## start SUPPLIED DATA

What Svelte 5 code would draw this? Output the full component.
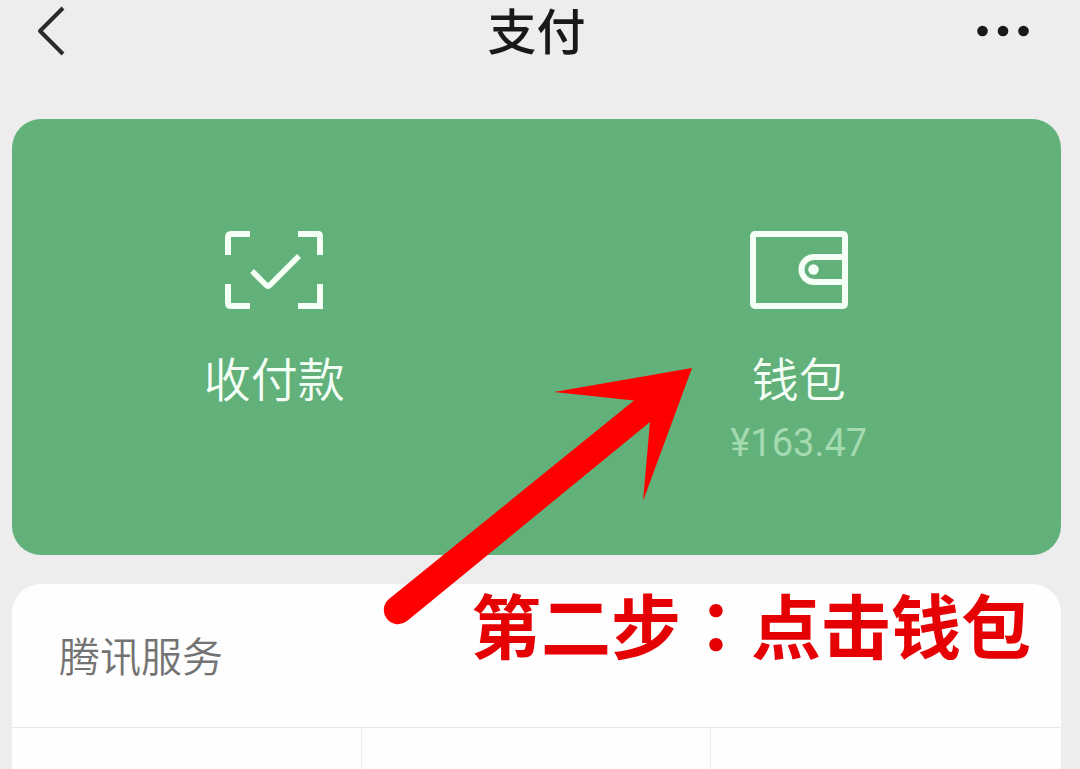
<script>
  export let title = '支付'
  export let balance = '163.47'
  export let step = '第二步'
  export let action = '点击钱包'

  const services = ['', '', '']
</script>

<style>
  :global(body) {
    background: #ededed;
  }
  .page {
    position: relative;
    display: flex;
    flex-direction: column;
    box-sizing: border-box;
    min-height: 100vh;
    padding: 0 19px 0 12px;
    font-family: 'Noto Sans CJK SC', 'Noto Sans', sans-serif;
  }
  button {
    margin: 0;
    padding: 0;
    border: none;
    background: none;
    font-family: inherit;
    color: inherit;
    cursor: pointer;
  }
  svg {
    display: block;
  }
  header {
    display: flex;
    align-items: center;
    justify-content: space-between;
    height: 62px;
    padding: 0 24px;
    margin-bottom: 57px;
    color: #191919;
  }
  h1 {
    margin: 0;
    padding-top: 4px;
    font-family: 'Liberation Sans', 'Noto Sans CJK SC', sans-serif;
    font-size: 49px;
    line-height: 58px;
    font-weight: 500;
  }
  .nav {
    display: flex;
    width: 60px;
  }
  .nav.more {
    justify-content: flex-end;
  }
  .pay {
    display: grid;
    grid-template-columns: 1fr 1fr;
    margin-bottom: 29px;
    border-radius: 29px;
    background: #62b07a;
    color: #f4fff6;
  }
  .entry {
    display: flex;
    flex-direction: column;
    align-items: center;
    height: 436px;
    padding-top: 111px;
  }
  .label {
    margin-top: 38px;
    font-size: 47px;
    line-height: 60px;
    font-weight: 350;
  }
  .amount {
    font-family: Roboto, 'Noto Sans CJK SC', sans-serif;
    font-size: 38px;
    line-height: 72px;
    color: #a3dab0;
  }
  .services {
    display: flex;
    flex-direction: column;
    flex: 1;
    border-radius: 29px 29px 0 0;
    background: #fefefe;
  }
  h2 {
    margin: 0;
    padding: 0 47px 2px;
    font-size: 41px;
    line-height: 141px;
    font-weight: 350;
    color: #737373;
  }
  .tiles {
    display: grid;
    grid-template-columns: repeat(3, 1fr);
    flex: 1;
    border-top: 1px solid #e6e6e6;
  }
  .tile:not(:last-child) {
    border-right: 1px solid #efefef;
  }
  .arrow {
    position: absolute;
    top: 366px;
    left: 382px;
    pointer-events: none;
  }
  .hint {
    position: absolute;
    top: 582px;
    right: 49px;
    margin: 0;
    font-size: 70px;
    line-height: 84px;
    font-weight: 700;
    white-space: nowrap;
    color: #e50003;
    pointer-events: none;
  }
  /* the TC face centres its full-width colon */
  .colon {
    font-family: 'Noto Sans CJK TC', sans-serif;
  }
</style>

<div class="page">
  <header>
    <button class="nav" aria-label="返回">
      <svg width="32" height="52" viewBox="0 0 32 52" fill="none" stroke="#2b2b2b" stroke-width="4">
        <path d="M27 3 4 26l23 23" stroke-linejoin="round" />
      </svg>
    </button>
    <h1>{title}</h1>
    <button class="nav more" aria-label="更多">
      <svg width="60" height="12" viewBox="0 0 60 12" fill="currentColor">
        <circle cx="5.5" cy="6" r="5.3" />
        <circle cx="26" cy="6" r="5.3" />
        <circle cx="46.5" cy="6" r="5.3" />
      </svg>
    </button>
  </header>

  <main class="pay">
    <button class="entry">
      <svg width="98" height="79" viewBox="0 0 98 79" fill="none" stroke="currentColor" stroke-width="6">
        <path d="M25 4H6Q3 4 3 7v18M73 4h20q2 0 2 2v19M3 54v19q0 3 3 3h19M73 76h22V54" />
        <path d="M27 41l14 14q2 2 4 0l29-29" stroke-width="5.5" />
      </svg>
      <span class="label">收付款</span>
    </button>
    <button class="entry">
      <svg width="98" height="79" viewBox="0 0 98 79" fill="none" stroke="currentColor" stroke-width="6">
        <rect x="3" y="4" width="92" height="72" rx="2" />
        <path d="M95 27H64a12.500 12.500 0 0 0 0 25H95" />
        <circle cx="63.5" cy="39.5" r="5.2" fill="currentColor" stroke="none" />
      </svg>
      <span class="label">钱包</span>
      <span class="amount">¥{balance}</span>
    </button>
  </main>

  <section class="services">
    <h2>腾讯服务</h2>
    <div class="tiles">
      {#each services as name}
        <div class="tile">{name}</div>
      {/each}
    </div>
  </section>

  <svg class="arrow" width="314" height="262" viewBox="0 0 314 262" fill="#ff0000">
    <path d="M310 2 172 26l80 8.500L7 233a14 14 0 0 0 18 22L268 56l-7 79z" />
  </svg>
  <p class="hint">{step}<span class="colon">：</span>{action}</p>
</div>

## end SUPPLIED DATA
## start SUPPLIED DATA

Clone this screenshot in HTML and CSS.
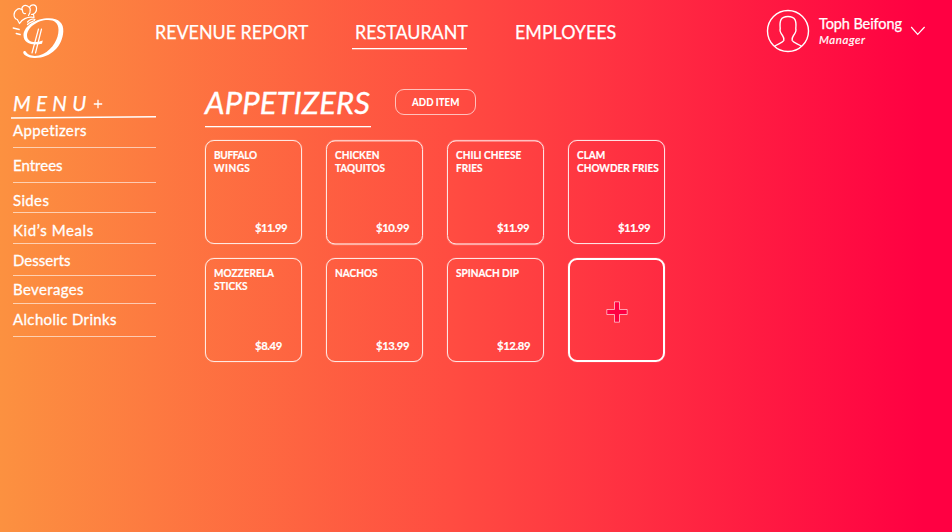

## end SUPPLIED DATA

- TO BE DONE:
From the data above, copy each line that has the string "full".

- THE SOLUTION:
What Svelte 5 code would draw this? Output the full component.
  /* the TC face centres its full-width colon */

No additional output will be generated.